The second blast hit near a military checkpoint to the capital’s north, in the town of Taji. At least 12 people, seven civilians and five troops among them, were killed in the attack. At least 32 people were wounded there, a police officer told AP.

Pictures and footage posted online reveal a huge column of black smoke billowing over the area.

On May 17, a string of bombings inside and outside the Iraqi capital as well as in Sadr City took the lives of over 70 people. Responsibility for the attacks was claimed by Islamic State (IS, formerly ISIS/ISIL) militants.

Islamic State has been using Iraqi city residents as human shields to stall the Iraqi Army, which has almost surrounded Fallujah. The city is strategically important due to its proximity to the capital, Baghdad. The UN estimated that prior to the government counter-offensive, commenced on May 22, there were about 50,000 civilians in Fallujah. Refugee NGOs say that only 18,000 of those have reached their camps.
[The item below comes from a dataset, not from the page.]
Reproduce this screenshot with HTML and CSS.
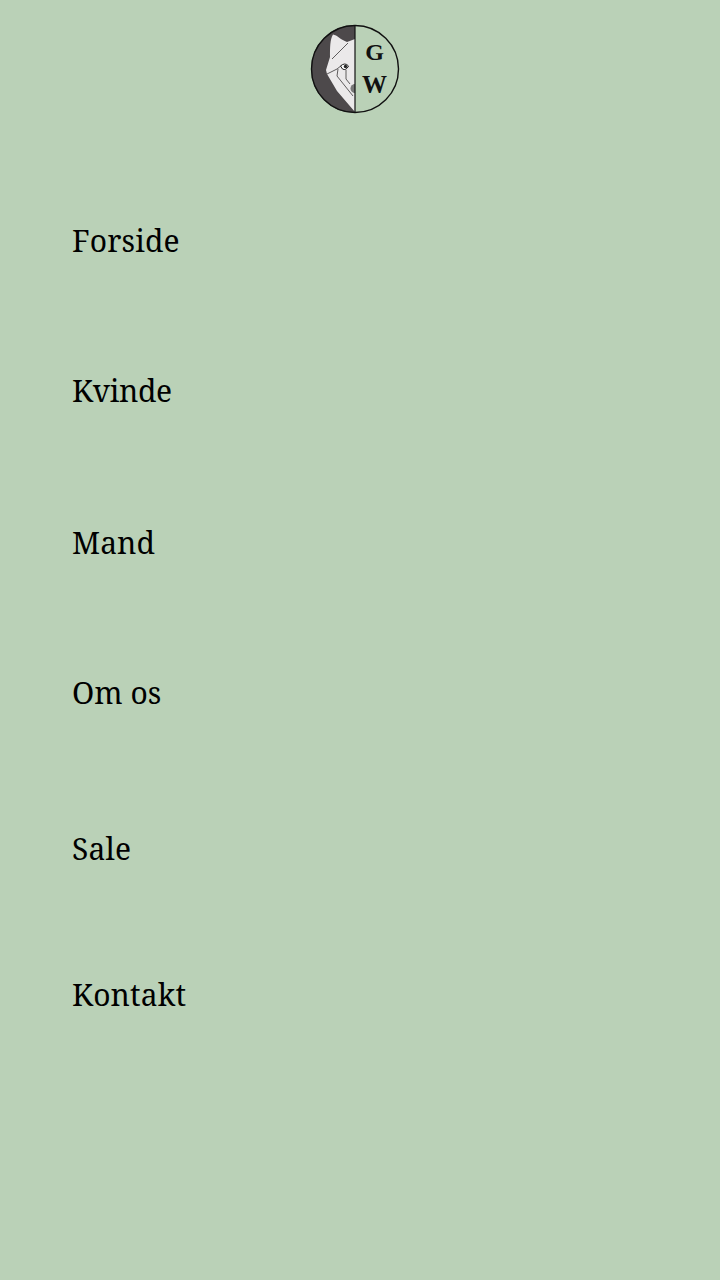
FILE: index.html
```html
<!DOCTYPE html>
<html lang="en">

<head>
    <meta charset="UTF-8">
    <meta name="viewport" content="width=device-width, initial-scale=1.0">
    <title>GW</title>
    <link rel="stylesheet" href="styles.css">
</head>

<body>
    <header class="logo-bar">
        <svg class="logo" width="90" height="90" viewBox="0 0 90 90">
            <path d="M45 1 A44 44 0 0 0 45 89 Z" fill="#4d494b" />
            <path d="M45 15 L37 18 C31 16 27 11 23 10.500 C20 15 20 24 20 33 L16 46 L17 50 L27 67 L45 88 Z" fill="#ebe9ea" />
            <g fill="none" stroke="#3a3739" stroke-width="0.8">
                <path d="M38 19 L22 35" />
                <path d="M17 50 L27 45 L32 41" />
                <path d="M28 45 L27 52 L35 62 L43 72" />
                <path d="M36 46 L36 55 L40 60" />
            </g>
            <path d="M30.500 42 Q35 38 38.500 42 Q36 47 32.500 45 Z" fill="#fff" stroke="#222" stroke-width="1" />
            <circle cx="35.500" cy="42.500" r="1.700" fill="#222" />
            <path d="M45 60 A4.500 4.500 0 0 0 45 69 Z" fill="#777" />
            <circle cx="45" cy="45" r="43.500" fill="none" stroke="#111" stroke-width="1.400" />
            <line x1="45" y1="1" x2="45" y2="89" stroke="#111" stroke-width="1.200" />
            <text class="logo-letter letter-g" x="64.500" y="36">G</text>
            <text class="logo-letter" x="64.500" y="69">W</text>
        </svg>
    </header>

    <nav class="menu">
        <a class="menu-item item-wide" href="#">Forside</a>
        <a class="menu-item item-narrow" href="#">Kvinde</a>
        <a class="menu-item item-mand" href="#">Mand</a>
        <a class="menu-item" href="#">Om os</a>
        <a class="menu-item item-wide item-sale" href="#">Sale</a>
        <a class="menu-item item-wide" href="#">Kontakt</a>
    </nav>
</body>

</html>
```

FILE: styles.css
```css
body {
    margin: 0;
    min-height: 1280px;
    background-color: #bad1b7;
    color: #000;
    font-family: "Noto Serif", "Droid Serif", "DejaVu Serif", serif;
    font-kerning: none;
}

.logo-bar {
    display: flex;
    justify-content: center;
    padding: 24px 10px 0 0;
}

.logo {
    display: block;
}

.logo-letter {
    font-family: "Liberation Serif", serif;
    font-size: 25px;
    font-weight: bold;
    text-anchor: middle;
    fill: #111;
}

.letter-g {
    font-size: 24px;
}

.menu {
    display: flex;
    flex-direction: column;
    padding: 104px 0 0 72px;
}

.menu-item {
    color: #000;
    font-size: 30px;
    line-height: 46px;
    text-decoration: none;
    margin-bottom: 104px;
}

.item-wide {
    letter-spacing: 0.15px;
}

.item-narrow {
    letter-spacing: -0.35px;
}

.item-mand {
    margin-top: 2px;
}

.item-sale {
    margin-top: 6px;
    margin-bottom: 100px;
}
```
READ MORE: Over 70 killed in triple Baghdad bombings, more than 140 injured

Fallujah has been under IS control since January 2014. Last month, the Pentagon said the radical Islamist group had lost 45 percent of its gains in Iraq, and a fifth of its territory in Syria. An attack on the city of Mosul is likely to be the next big target for the government, and its international coalition backers.